Here, we can see that the supply of electricity by gasCCGT in 2025 successfully exceeds the lower-bound cap (red line) in every timeslice.

8.7.2. Maximum timeslice constraint

Next, we will try removing the minimum constraint for the last two timeslices and instead imposing a maximum constraint using the UtilizationFactor parameter

ProcessName	RegionName	Time	month	day	hour	UtilizationFactor	MinimumServiceFactor
Unit		Year
gasCCGT	R1	2020	all-year	all-week	night	1	0.2
gasCCGT	R1	2020	all-year	all-week	morning	1	0.4
gasCCGT	R1	2020	all-year	all-week	afternoon	1	0.6
gasCCGT	R1	2020	all-year	all-week	early-peak	1	0.4
gasCCGT	R1	2020	all-year	all-week	late-peak	0.5	0
gasCCGT	R1	2020	all-year	all-week	evening	0.5	0

Once this has been saved, we can run the model again (python -m muse settings.toml), and visualise our results as before.

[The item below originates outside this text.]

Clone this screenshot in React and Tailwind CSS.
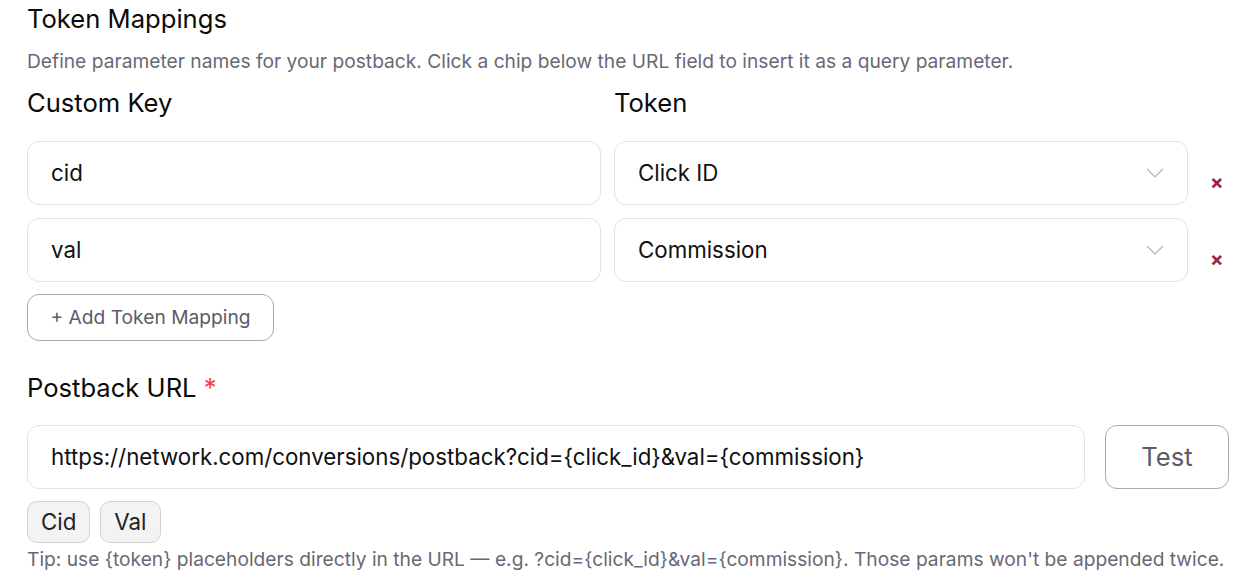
import { useState } from 'react';

const TOKENS = ['Click ID', 'Commission', 'Payout', 'Sub ID'];

const Chevron = () => (
  <svg width="18" height="10" viewBox="0 0 18 10" fill="none" className="shrink-0">
    <path d="M1 1l8 8 8-8" stroke="#b4b4bc" strokeWidth="1.2" />
  </svg>
);

const MappingRow = ({ row, onRemove }) => (
  <div className="flex items-center">
    <div className="w-[574px] h-[64px] rounded-[12px] border border-[#e3e3e3] bg-white flex items-center px-[23px] text-[22.3px] text-[#111]">
      {row.key}
    </div>
    <div className="ml-[13px] w-[574px] h-[64px] rounded-[12px] border border-[#e3e3e3] bg-white flex items-center justify-between pl-[23px] pr-[23px] text-[22.3px] text-[#111]">
      <span>{row.token}</span>
      <Chevron />
    </div>
    <button
      onClick={onRemove}
      className="ml-[22px] mt-[18px] text-[#9b2448] text-[20px] font-bold leading-none"
    >
      ×
    </button>
  </div>
);

export default function App() {
  const [rows, setRows] = useState([
    { key: 'cid', token: 'Click ID' },
    { key: 'val', token: 'Commission' },
  ]);

  return (
    <div className="bg-white min-h-[582px] pl-[27px] pt-[3px] font-['Inter',sans-serif] text-[#111]">
      <h2 className="text-[25.6px] leading-[32px] font-normal text-[#0a0a0a]">Token Mappings</h2>
      <p className="mt-[14px] text-[19.2px] leading-[24px] text-[#686876]">
        Define parameter names for your postback. Click a chip below the URL field to insert it as a query parameter.
      </p>

      <div className="mt-[14px] flex text-[25.6px] leading-[32px] font-normal text-[#0a0a0a]">
        <div className="w-[587px]">Custom Key</div>
        <div>Token</div>
      </div>

      <div className="mt-[22px] flex flex-col gap-[13px]">
        {rows.map((row, i) => (
          <MappingRow
            key={i}
            row={row}
            onRemove={() => setRows(rows.filter((_, j) => j !== i))}
          />
        ))}
      </div>

      <button
        onClick={() => setRows([...rows, { key: '', token: TOKENS[0] }])}
        className="mt-[12px] h-[47px] w-[247px] rounded-[12px] border border-[#a9a9b1] text-[19.2px] text-[#5b5b69]"
      >
        + Add Token Mapping
      </button>

      <h3 className="mt-[31px] text-[25.6px] leading-[32px] font-normal text-[#0a0a0a]">
        Postback URL <span className="text-[#ef4444]">*</span>
      </h3>

      <div className="mt-[21px] flex items-center">
        <div className="w-[1058px] h-[64px] rounded-[12px] border border-[#e3e3e3] bg-white flex items-center px-[23px] text-[22.3px] text-[#111]">
          https://network.com/conversions/postback?cid={'{click_id}'}&amp;val={'{commission}'}
        </div>
        <button className="ml-[20px] w-[124px] h-[64px] rounded-[12px] border border-[#a9a9b1] text-[25.6px] text-[#5b5b69]">
          Test
        </button>
      </div>

      <div className="mt-[12px] flex gap-[10px]">
        {['Cid', 'Val'].map((c) => (
          <button
            key={c}
            className="h-[42px] px-[13px] rounded-[10px] border border-[#d2d2d2] bg-[#f3f3f3] text-[22.3px] text-[#222]"
          >
            {c}
          </button>
        ))}
      </div>

      <p className="mt-[4px] text-[19.2px] leading-[24px] text-[#686876]">
        Tip: use {'{token}'} placeholders directly in the URL — e.g. ?cid={'{click_id}'}&amp;val={'{commission}'}. Those params won't be appended twice.
      </p>
    </div>
  );
}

path = Path("../tutorial-code/min-max-timeslice-constraints/2-max-constraint/Results/")
supply = pd.read_csv(path / "Power_Supply.csv")
capacity = pd.read_csv(path / "MCACapacity.csv")

plot_supply(
    supply,
    capacity,
    "gasCCGT",
    "electricity",
    2025,
    np.array([1, 1, 1, 1, 0.5, 0.5]),
)

As expected, we can see an enforced reduction in supply in the final two timeslices, compared to the previous scenario.

8.7.3. Summary

In this tutorial we’ve shown had to impose minimum and maximum constraints on the activity of technologies on a timeslice-basis. Not only will this impact the supply of comodities, but it may also influence investment decisions. You are encouraged to explore the implications of this on your own.